Women and their Hobbies
Why is it that young women are criticized and ridiculed for indulging in their passions?
Jack Denmo, host of the podcast Good Bro Bad Bro asked in a recent episode if his listeners knew any girls who "actually have hobbies."
To educate this man who so firmly believes that because he has a microphone, he can say whatever he likes without consequence. Yes, women do in fact have hobbies we do have passions and interests however there is a reason that we feel like we cannot indulge in them as men so readily do.
I’d like to tweak Denmo’s question. Name a hobby a woman can have without being ridiculed.
Reading? She’s a nerd.
Roller Derby? She’s a lesbian.
Ballet? She has eating disorders and is a perfectionist.
Football? She’s a tomboy.
Art? She's an airhead, a "Basket case”.
Astronomy? Witch.
Pole Dancing? Slut.
Business? Bossy.
The list goes on and on and on.
Of course men are not free from ridicule when it comes to their chosen passions. Fashion immediately makes a man gay, and a love of Dungeons and Dragons makes them a geek. However, this is not an equal share of humiliation between men and women. Some example scenarios include:
A man and his mates go to see their team play a football match. They scream and shout for their respective teams going nuts when they score a goal and becoming equally feral if they lose.
Perfectly normal.
A young woman and her friends go to their favourite boyband’s concert. They scream all the lyrics, dance with their idols and chant how much they adore them until the show ends.

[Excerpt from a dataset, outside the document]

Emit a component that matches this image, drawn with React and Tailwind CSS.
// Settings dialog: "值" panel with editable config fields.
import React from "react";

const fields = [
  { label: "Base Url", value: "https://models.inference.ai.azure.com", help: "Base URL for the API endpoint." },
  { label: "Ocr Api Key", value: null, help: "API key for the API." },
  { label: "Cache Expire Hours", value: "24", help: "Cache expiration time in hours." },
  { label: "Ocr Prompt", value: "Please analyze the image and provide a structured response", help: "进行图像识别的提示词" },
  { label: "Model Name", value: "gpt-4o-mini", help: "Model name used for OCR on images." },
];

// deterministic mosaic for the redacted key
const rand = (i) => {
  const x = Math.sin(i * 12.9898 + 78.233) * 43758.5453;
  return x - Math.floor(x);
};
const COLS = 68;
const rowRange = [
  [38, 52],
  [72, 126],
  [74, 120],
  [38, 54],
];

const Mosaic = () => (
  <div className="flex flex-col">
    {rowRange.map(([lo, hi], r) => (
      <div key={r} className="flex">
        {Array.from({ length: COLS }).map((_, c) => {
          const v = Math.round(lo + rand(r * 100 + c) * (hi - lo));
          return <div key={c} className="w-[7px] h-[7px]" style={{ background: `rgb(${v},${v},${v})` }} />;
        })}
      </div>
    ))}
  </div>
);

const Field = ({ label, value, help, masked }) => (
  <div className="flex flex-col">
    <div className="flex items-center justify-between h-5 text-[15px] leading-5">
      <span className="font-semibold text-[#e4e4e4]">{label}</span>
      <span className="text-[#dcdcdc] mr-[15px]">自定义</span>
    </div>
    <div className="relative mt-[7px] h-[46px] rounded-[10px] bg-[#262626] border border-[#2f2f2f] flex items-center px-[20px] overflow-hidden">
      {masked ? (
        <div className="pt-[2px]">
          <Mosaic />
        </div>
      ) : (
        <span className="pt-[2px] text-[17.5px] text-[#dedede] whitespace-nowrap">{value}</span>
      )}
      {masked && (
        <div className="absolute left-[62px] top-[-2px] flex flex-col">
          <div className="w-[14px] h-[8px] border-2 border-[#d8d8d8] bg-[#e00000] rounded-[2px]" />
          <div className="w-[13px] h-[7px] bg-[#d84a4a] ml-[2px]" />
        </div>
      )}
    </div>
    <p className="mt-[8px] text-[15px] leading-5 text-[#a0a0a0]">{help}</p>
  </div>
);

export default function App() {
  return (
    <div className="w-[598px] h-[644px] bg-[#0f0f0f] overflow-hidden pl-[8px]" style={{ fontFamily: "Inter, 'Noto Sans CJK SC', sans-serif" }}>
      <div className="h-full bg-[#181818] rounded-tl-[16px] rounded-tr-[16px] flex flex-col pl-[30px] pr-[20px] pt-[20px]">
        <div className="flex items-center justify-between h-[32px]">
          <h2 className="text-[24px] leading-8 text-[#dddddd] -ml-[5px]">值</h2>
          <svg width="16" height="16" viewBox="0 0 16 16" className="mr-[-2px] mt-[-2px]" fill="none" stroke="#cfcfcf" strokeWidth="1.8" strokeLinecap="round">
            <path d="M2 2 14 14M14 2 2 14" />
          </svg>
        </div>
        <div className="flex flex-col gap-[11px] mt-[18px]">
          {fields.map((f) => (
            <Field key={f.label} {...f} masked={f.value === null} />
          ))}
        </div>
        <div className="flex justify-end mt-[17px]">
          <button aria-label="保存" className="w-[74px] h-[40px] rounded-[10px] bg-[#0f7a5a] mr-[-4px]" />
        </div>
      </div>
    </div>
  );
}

“Local media reports said several fans were so overcome with excitement when the group arrived that they fainted and received immediate medical attention- Goodness knows how they would have behaved if they’d seen their favourite pinups shirtless, sipping beer and larking around in the sea” Daily Mail reports on One Directions arrival in Sydney Australia 2015.
Men enjoy their movies such as Fast and Furious raving about the sleek cars, explosions and half naked girls. Missing the fact that they’re being exposed to impossible standards of masculinity and standards, shown by Dwayne “The Rock” Johnson and Vin Deisel with their bloated muscles and inability to show much emotion other than anger. So rarely is this type of media ever put under the spotlight of being harmful to those viewing it.
While women try to enjoy a film like Legally Blonde for example, they are told its just another “chic flick” with no imagination and substance. When in fact it is centred around a young woman taking her life into her own hands and achieving “seemingly” impossible dreams, teaching young girls that they can get into Harvard Law School if they set their mind to it.
The fact that young women of today and constantly getting pierced by mockery and shame, as Denmo mindlessly does on his podcast, until they become a pincushion of anxiety and self-loathing breaks my heart.
Stop bringing down women for their interests and passions. Because you have no idea what that “hobby” might have done for them when they were at their lowest. How it might have been a candle to guide them through a dark world that many a time seems built against us.